Regarding the EPA numbers, the combined cycle did recently get its top speed increased - from 55 mph to what, 60? You drive at 60 mph on a highway and they'll be picking your remains out of the grill of the first tractor-trailer that comes along at 70 (legally or otherwise). Driving this past weekend on I-75, I was getting passed left and right by semis - and I was carrying a significant percentage more speed than was acceptible by law. No, the Prius is just a Corolla in a fancy wrap with a big battery - deadweight at highway speeds, sorry - and a CVT. Great for puttering around town in but worse on the highway than the Corolla, even in marginally-less-cooked-book "new" EPA numbers. The other "real world" increases include things like air conditioning and other parasitic loads on the engine. Thanks to thermodynamics, those aren't going to change much, which is probably why they were left out in the first place.

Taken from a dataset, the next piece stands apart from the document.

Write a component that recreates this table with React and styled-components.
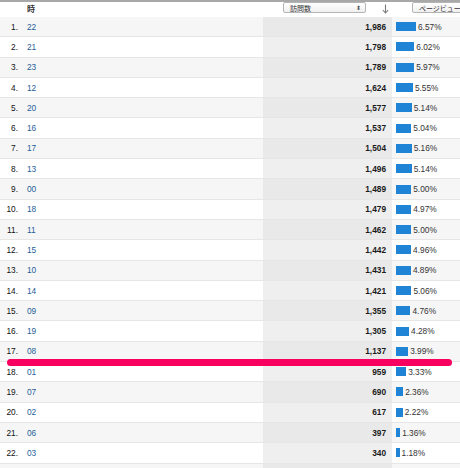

Jake S., I'm all in favor of private individuals and companies continuing focused research across a whole spectrum of technologies. I can't say I'm much in favor of government funding it at all though - and I say that as a (soon to be EX-) government-funded researcher! Government funding of research is too often an intellectual circle-jerk, where people tend to overthink certain sky-pie problems and ignore other, more practical ones. Which leads to the "10 more years" syndrome, instead of adopting imperfect new techniques right NOW, and using the efficiency gains to fund further research.

jim: Spot. On. Funny thing is that if you handed a fast food place to a politico, with a perfect location and well-trained staff, the politico'd find a way to go out of business before a single year passed. Elected officeholders aren't smarter or harder-working than the rest of us; they're just better at begging others for money.

It is so obvious, once we have a Democrat in the White House and Democratic majorities in both houses of Congress, we can pass laws that mandate anti-gravity and perpetual motion, and repeal the law of supply and demand. Nobody will want to be a Republican any more because they will suddenly realize that they are icky. Everybody will be equal, and the urge to compete will dissipate like a stinky in the presence of air freshener. We will all agree on the very best Utopia, and that will be that.

following up on an earlier point ... has anyone seen the file on obama's admission to harvard law? how was his undergraduate record? (we all seemed to know the bush and kerry yale records before the election). was obama an affirmative action pick for harvard?

Kirk Parker

Brooksfoe,

So apparently you haven't heard of federal and state gas taxes? So much for "free" roads.

I think Obama is very straight forward on these issues. He says that he can't make a company bring jobs back to the US. What he says is that is obscene Americans have to PAY companys to send their jobs overseas. And he is right. Our tax code needs to be stripped of anything that encourages tax dodging, outsourcing or unfair advantages to foreign countries on trade.

Ah. So you favor lower corporate taxes?

Me too!

Obama was chosen as Editor of the Harvard Law Review as a compromise candidate after 19 rounds of balloting -- so it's not as if he was everyone's first choice. And Obama's absentee father, Obama Sr., attended Harvard before Obama Jr., did, so Obama Jr. did indeed get points on his admission as a "legacy" candidate. Jr. probably also received additional points for being black.
A lot of people like to claim that Obama Jr. is brilliant, but so far nobody has produced any actual evidence of it. As George W. Bush has proven, having a Harvard professional degree (he has a Harvard MBA) is no guarantee of brilliance, or even competence.

If Obama wins in November, I will expect my free pony to be shipped to me immediately. I worked for my pony, I'm entitled to it, plus my kids need a pony and they'll be crushed if they don't get one for Christmas.

If Obama doesn't send me my free pony, I'm going to put a big bumper sticker on my car that says, "HEY OBAMA, WHERE'S MY PONY?" I will also call my congressional representatives on a daily basis to remind him of his obligations.

Free ponies for everybody: Obama must understand that it's a case of equity and justice.